Well, in this particular instance, I found myself finding a true nugget in the purport section. “Religion without philosophy is sentiment, or sometimes fanaticism, while philosophy without religion is mental speculation.” (That’s from Chapter 2, Verse 39).

I find myself struggling with flying off the handle being too much “in-my-head.” I think a lot. One of my favorite activities is to just sit down and think about things. Stories, plans, lost loves, future friends, songs. But it gets to a point where I start to wonder what it’s all for. It’s purely mental speculation, and nothing more. It creates nothing more than good feelings in my brain, or sometimes just allows me to wallow in a sad feeling, which in its own weird way can be just as pleasant.

I follow a great guy names Austin Kleon (and you should too if you like thoughts on the creative life), and recently he made a post concerning religion. Taken from the words of Karen Armstrong, the basic idea is that “if you don’t do religion, you don’t get it.” It describes that religion in many old traditions means a devoted practice to something, a work ethic that transcends just saying you “believe” something to be true.
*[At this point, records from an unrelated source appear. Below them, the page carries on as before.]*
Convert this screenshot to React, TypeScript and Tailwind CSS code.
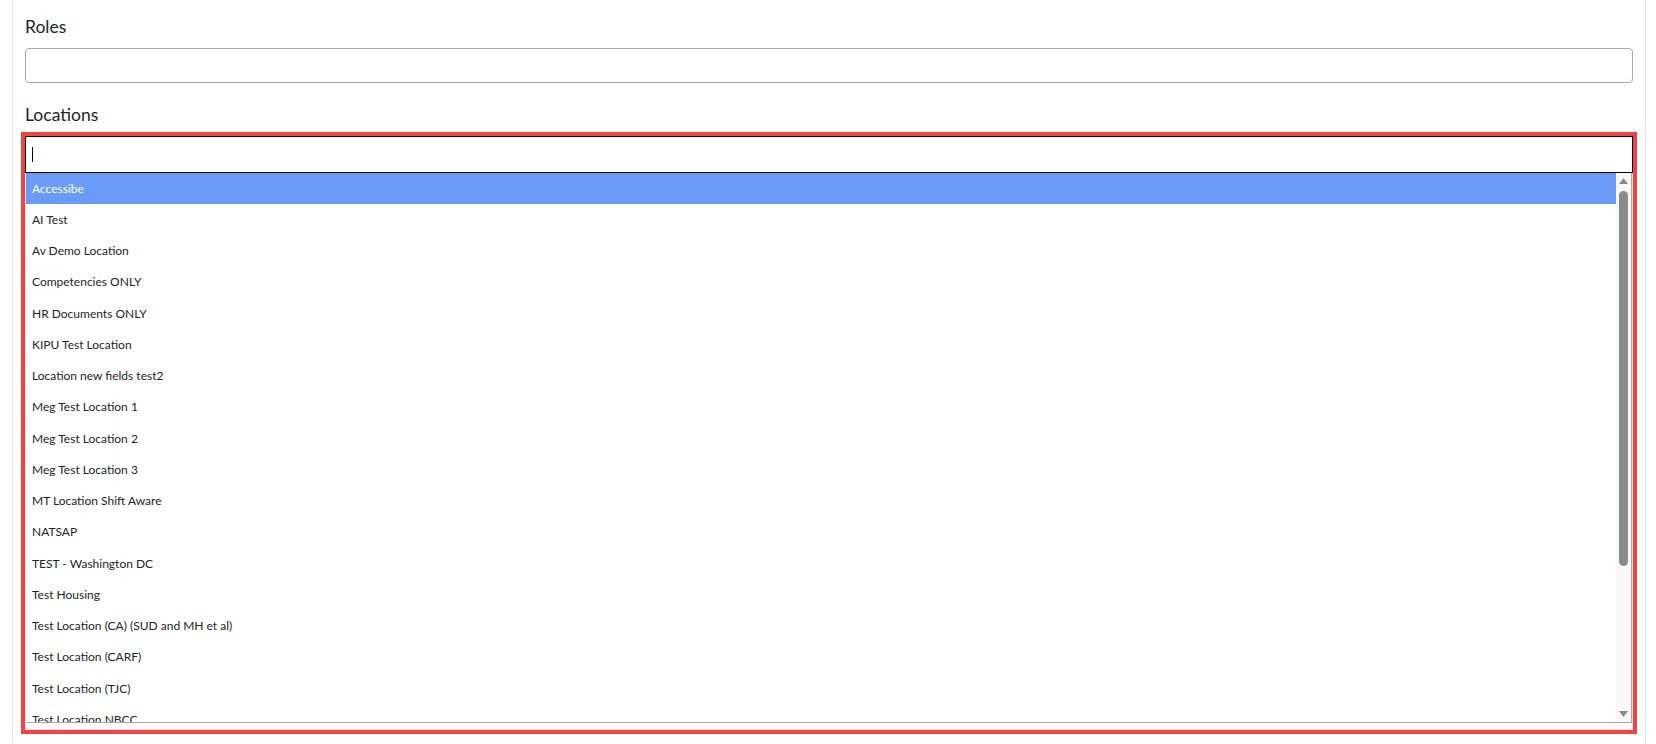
import React from 'react';

const locations = [
  'Accessibe',
  'AI Test',
  'Av Demo Location',
  'Competencies ONLY',
  'HR Documents ONLY',
  'KIPU Test Location',
  'Location new fields test2',
  'Meg Test Location 1',
  'Meg Test Location 2',
  'Meg Test Location 3',
  'MT Location Shift Aware',
  'NATSAP',
  'TEST - Washington DC',
  'Test Housing',
  'Test Location (CA) (SUD and MH et al)',
  'Test Location (CARF)',
  'Test Location (TJC)',
  'Test Location NBCC',
];

const Scrollbar: React.FC = () => (
  <div className="w-[15px] shrink-0 bg-[#f8f8f8] flex flex-col items-center">
    <svg className="mt-[5px]" width="9" height="6" viewBox="0 0 9 6">
      <path d="M4.5 0 L9 6 L0 6 Z" fill="#8b8b8b" />
    </svg>
    <div className="mt-[7px] w-[9px] h-[375px] rounded-full bg-[#8b8b8b]" />
    <div className="flex-1" />
    <svg className="mb-[5px]" width="9" height="6" viewBox="0 0 9 6">
      <path d="M0 0 L9 0 L4.5 6 Z" fill="#8b8b8b" />
    </svg>
  </div>
);

export default function App() {
  return (
    <div className="bg-white h-[744px] overflow-hidden font-['Lato','Liberation_Sans',sans-serif] text-[#212529]">
      <div className="ml-3 mr-[10px] h-full border-x border-[#e4e4ea] px-3 pt-[15px]">
        <div className="text-[17.5px] leading-6">Roles</div>
        <div className="mt-[9px] h-[35px] rounded-[4px] border border-[#aaaaaa] bg-white" />

        <div className="mt-[20px] text-[17.5px] leading-6">Locations</div>

        <div className="-mx-1 mt-[5px] border-4 border-[#f24343]">
          <div className="flex h-[594px] flex-col rounded-[4px] border border-[#dcdce6] bg-white">
            <div className="-mx-px -mt-px flex h-[37px] shrink-0 items-center border border-black bg-white">
              <span className="ml-[6px] h-[15px] w-px bg-black" />
            </div>
            <div className="flex h-[550px] shrink-0 overflow-hidden border-r border-b border-[#a9a9a9]">
              <ul className="flex-1 overflow-hidden">
                {locations.map((name, i) => (
                  <li
                    key={name}
                    className={
                      i === 0
                        ? 'flex h-[31.25px] items-center bg-[#6a9bf8] pl-[6px] text-[12px] text-white'
                        : 'flex h-[31.25px] items-center pl-[6px] text-[12px] text-[#212529]'
                    }
                  >
                    {name}
                  </li>
                ))}
              </ul>
              <Scrollbar />
            </div>
          </div>
        </div>
      </div>
    </div>
  );
}
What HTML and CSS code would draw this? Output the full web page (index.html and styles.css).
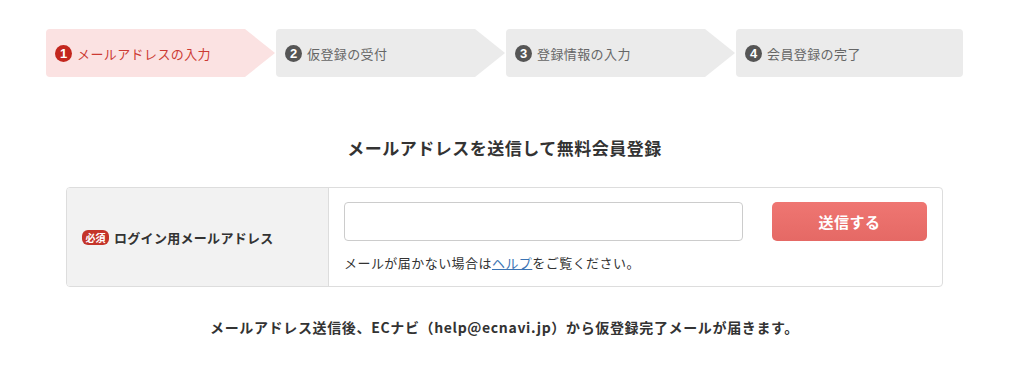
FILE: index.html
```html
<!DOCTYPE html>
<html lang="ja">
<head>
    <meta charset="UTF-8">
    <meta name="viewport" content="width=device-width, initial-scale=1.0">
    <title>ECナビ - 無料会員登録</title>
    <link rel="stylesheet" href="styles.css">
</head>
<body>

<div class="page">
    <ol class="steps">
        <li class="step current"><span class="num">1</span>メールアドレスの入力</li>
        <li class="step"><span class="num">2</span>仮登録の受付</li>
        <li class="step"><span class="num">3</span>登録情報の入力</li>
        <li class="step last"><span class="num">4</span>会員登録の完了</li>
    </ol>

    <h2 class="title">メールアドレスを送信して無料会員登録</h2>

    <form class="entry" onsubmit="return false;">
        <div class="entry-label">
            <span class="badge">必須</span>ログイン用メールアドレス
        </div>
        <div class="entry-field">
            <div class="field-row">
                <input type="email" class="mail-input">
                <button type="submit" class="send-btn">送信する</button>
            </div>
            <p class="help">メールが届かない場合は<a href="#">ヘルプ</a>をご覧ください。</p>
        </div>
    </form>

    <p class="notice">メールアドレス送信後、ECナビ（help@ecnavi.jp）から仮登録完了メールが届きます。</p>
</div>

</body>
</html>
```

FILE: styles.css
```css
body {
    margin: 0;
    background: #fff;
    color: #333;
    font-family: "Noto Sans CJK JP", "Noto Sans", sans-serif;
}
.page {
    width: 1009px;
    padding-top: 29px;
}
.steps {
    display: flex;
    width: 917px;
    margin: 0 auto;
    padding: 0;
    list-style: none;
}
.step {
    position: relative;
    display: flex;
    align-items: center;
    width: 190px;
    height: 48px;
    padding-left: 9px;
    margin-right: 31px;
    background: #ebebeb;
    color: #666;
    font-size: 13px;
    letter-spacing: 0.4px;
    border-radius: 4px 0 0 4px;
}
.step::after {
    content: "";
    position: absolute;
    left: 100%;
    top: 0;
    border-left: 30px solid #ebebeb;
    border-top: 24px solid transparent;
    border-bottom: 24px solid transparent;
}
.step.last {
    flex: 1;
    margin-right: 0;
    border-radius: 4px;
}
.step.last::after {
    display: none;
}
.step.current {
    background: #fbe2e2;
    color: #cc3a33;
}
.step.current::after {
    border-left-color: #fbe2e2;
}
.num {
    display: inline-flex;
    flex: none;
    align-items: center;
    justify-content: center;
    width: 17px;
    height: 17px;
    margin-right: 5px;
    border-radius: 50%;
    background: #555;
    color: #fff;
    font-family: "Liberation Sans", Arial, sans-serif;
    font-size: 13px;
    font-weight: bold;
    letter-spacing: 0;
}
.step.current .num {
    background: #c3271e;
}
.title {
    margin: 59px 0 0;
    text-align: center;
    font-size: 17px;
    line-height: 24px;
    letter-spacing: 0.5px;
    font-weight: bold;
    color: #333;
}
.entry {
    display: flex;
    width: 875px;
    margin: 27px auto 0;
    border: 1px solid #ddd;
    border-radius: 4px;
    overflow: hidden;
}
.entry-label {
    display: flex;
    align-items: center;
    width: 247px;
    padding-left: 15px;
    background: #f2f2f2;
    border-right: 1px solid #ddd;
    font-size: 13px;
    font-weight: bold;
    letter-spacing: 0.3px;
    color: #333;
}
.badge {
    display: inline-block;
    width: 27px;
    height: 15px;
    line-height: 15px;
    margin-right: 5px;
    border-radius: 6px;
    background: #c4342a;
    color: #fff;
    font-size: 10px;
    text-align: center;
    letter-spacing: 0;
}
.entry-field {
    flex: 1;
    padding: 14px 15px 13px 15px;
}
.field-row {
    display: flex;
    gap: 29px;
}
.mail-input {
    box-sizing: border-box;
    width: 399px;
    height: 39px;
    border: 1px solid #ccc;
    border-radius: 4px;
    background: #fff;
}
.send-btn {
    width: 155px;
    height: 39px;
    border: none;
    border-radius: 5px;
    background: linear-gradient(#ef7672, #e56965);
    color: #fff;
    font-family: inherit;
    font-size: 15px;
    font-weight: bold;
    letter-spacing: 0.5px;
    cursor: pointer;
}
.help {
    margin: 12px 0 0;
    font-size: 13px;
    line-height: 20px;
    letter-spacing: 0.45px;
    color: #333;
}
.help a {
    color: #3b73b3;
}
.notice {
    margin: 30px 0 0;
    text-align: center;
    font-size: 14px;
    line-height: 20px;
    letter-spacing: 0.65px;
    font-weight: bold;
    color: #333;
}
```
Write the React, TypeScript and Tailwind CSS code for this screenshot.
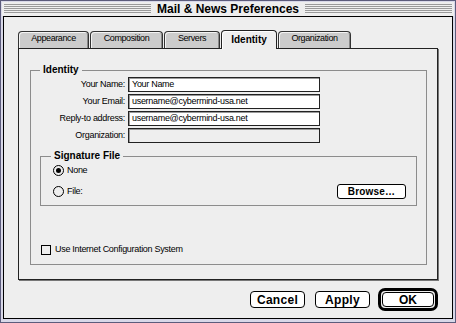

I’m in the middle of a lot of projects right now, and they all suck. At least, that’s how it feels to me. I’m writing a screenplay that has no structure, terrible lines and bad characterizations. I’m working on a short film that’s undeveloped, unfocused, overly personal and weird. I’m making a documentary with my pal Annie that has no direction or through-line yet. I’m making comics that lack sufficient draftsmanship and aren’t funny. Everything I’m doing at the moment feels uninspired. Although they came from a place of inspiration, an idea that interested me, their execution is messy, stupid, bad, directionless. I hate these moments in my life, when everything just seems terrible and unworthy of my attention.

But it’s all practice. I get very turned off when the perfect idea of a project as it is in my head isn’t turning out the way it’s “supposed to.” But maybe that’s not the point. Mental speculation is fine, but at a certain point we need to give up on thinking and planning and just jump into the messy fray of making something that is going to be important to us. To me, that’s where the interdependence of religion and philosophy come into play in my life. The feeling I get from finishing something, in as good a fashion as I can get it before it’s done, is not the same one as when I conceived the notion. The end product has work, devotion and practice behind it. If it’s not perfect, I still see the places where I exceeded my own expectations, where I hit the wall of my own limitations, where something outside myself surprised me. 

As Ira Glass said, and I’m paraphrasing here, “the only way to get good at something you aren’t good at is to keep doing it.” So, I’ll keep trying to make good things and failing, because what else am I gonna do?